Although this article is addressed to ‘Southern Baptists’ I find it relevant for all Christian denominations.

Dr. Akin concludes the article with an excerpt from a message preached by Charles Spurgeon that is compelling. On August 1, 1858, Spurgeon preached this sermon entitled, “Sovereign Grace and Man’s Responsibility.”

excerpt: Sovereign Grace and Man’s Responsibility

“I see in one place, God presiding over all in providence; and yet I see and I cannot help seeing, that man acts as he pleases, and that God has left his actions to his own will, in a great measure. Now, if I were to declare that man was so free to act, that there was no precedence of God over his actions, I should be driven very near to Atheism; and if, on the other hand, I declare that God so overrules all things, as that man is not free enough to be responsible, I am driven at once into Antinomianism or fatalism. That God predestines, and that man is responsible, are two things that few can see. They are believed to be inconsistent and contradictory; but they are not. It is just the fault of our weak judgment. Two truths cannot be contradictory to each other. If, then, I find taught in one place that everything is fore-ordained, that is true; and if I find in another place that man is responsible for all his actions, that is true; and it is my folly that leads me to imagine that two truths can ever contradict each other. These two truths, I do not believe, can ever be welded into one upon any human anvil, but one they shall be in eternity: they are two lines that are so nearly parallel, that the mind that shall pursue them farthest, will never discover that they converge; but they do converge, and they will meet somewhere in eternity, close to the throne of God, whence all truth doth spring. . . .You ask me to reconcile the two. I answer, they do not want any reconcilement; I never tried to reconcile them to myself, because I could never see a discrepancy. . . . Both are true; no two truths can be inconsistent with each other; and what you have to do is to believe them both”.
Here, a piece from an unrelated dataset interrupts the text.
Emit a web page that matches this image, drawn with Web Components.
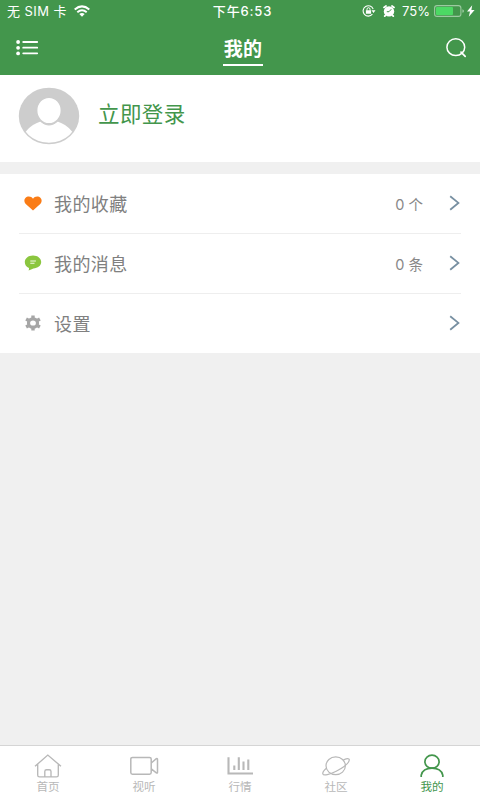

D. A. Carson has also addressed this issue in his book Divine Sovereignty and Human Responsibility: Biblical Perspective in Tension

4 Responses to “Divine Sovereignty and Human Responsibility: How Should Southern Baptists Respond To This Divine Mystery?”

  1. Brett S said:

    Very interesting post. I agree it is relevant for all Christians, because some folks use the same terms to mean slightly different things. I think the false dichotomy the some can make (with a strict Calvinistic world view) is that: Man cannot be free because God is Sovereign. Why can’t it be both? Can’t man have free will in his daily life while a God who lives completely outside of time still remain completely sovereign? This is simply setting up a problem where none exists. God is sovereign and man is free. We can understand this to an extent, but it still remains a Sacred Mystery. A man can tell me that I eat too much, or exercise too little. He may tell me that I need a haircut, a new shirt, or a new car. But he can’t tell me that I’m not free to choose these for myself.

    The eliminating of the great Christian Paradox’s has lead to the sad worldviews of some liberal mainline denominations in the modern church. Christ cannot be both God and Man. Food cannot be both Body and Bread. Mary cannot be both a virgin and a mother. A Church cannot be both visible and invisible, there is a heaven so there cannot be a hell. You pray to Jesus so you cannot pray with Saints etc. They slowly whittle away at doctrines until they fall into either universalism or agnosticism.

    Some otherwise orthodox Christians say that a man is saved by faith alone, and that baptism and works of charity have no bearing on one’s salvation. If the Bible says in different places that faith, baptism, and works all save you, why explain these verses away in a effort to build a wall around the word faith where none is needed?

    I think Chesterton echoed Spurgeons words, perhaps a little more poetically:

    “Mysticism keeps men sane. The ordinary man has always been sane because the ordinary man has always been a mystic. He has permitted the twilight. He has always had one foot in earth and the other in fairyland. He has always left himself free to doubt his gods; but (unlike the agnostic of today) free also to believe in them. He has always cared more for truth than for consistency. If he saw two truths that seemed to contradict each other, he would take the two truths and the contradiction along with them. His spiritual sight is stereoscopic, like his physical sight: he sees two different pictures at once and yet sees all the better for that. Thus he has always believed that there was such a thing as fate, but such a thing as free will also…He admired youth because it was young and age because it was not. It is exactly this balance of apparent contradictions that has been the whole buoyancy of the healthy man. The whole secret of mysticism is this: that man can understand everything by the help of what he does not understand. The morbid logician seeks to make everything lucid, and succeeds in making everything mysterious. The mystic allows one thing to be mysterious, and everything else becomes lucid.” [Taken from “Orthodoxy” by GK Chesterton]

  2. Shane Trammel said:

    Brett,

    As always your comments are welcome but your attempt to defend the Roman Catholic doctrine of Justification does not go without notice.

    Regarding Chesterton, I don’t think poetry is what we should be considering here. Truth is what we need, not error, no matter how poetic it may be. As you know, I have covered in an earlier post some of the error found in Chesterton’s theology.

  3. Brett S said:

    Shane,

    For the record, I wasn’t trying to defend any doctrine of justification by my comments. I completely agree with Spurgeons quote and he said it much better than I could. I also completely read and enjoyed Dr. Akin’s article, although I am aware that he does not need my approval of it.

    Also for the record, I think the Psalms testify that Truth can be found in poetry.

  4. Shane Trammel said:

    Brett,

    Maybe I made some assumptions I should not have, sorry.

    You are correct about the poetry of the Psalms but Chesterton his hardly a psalmist and his theology, most importantly his Catholicism, is cause for concern.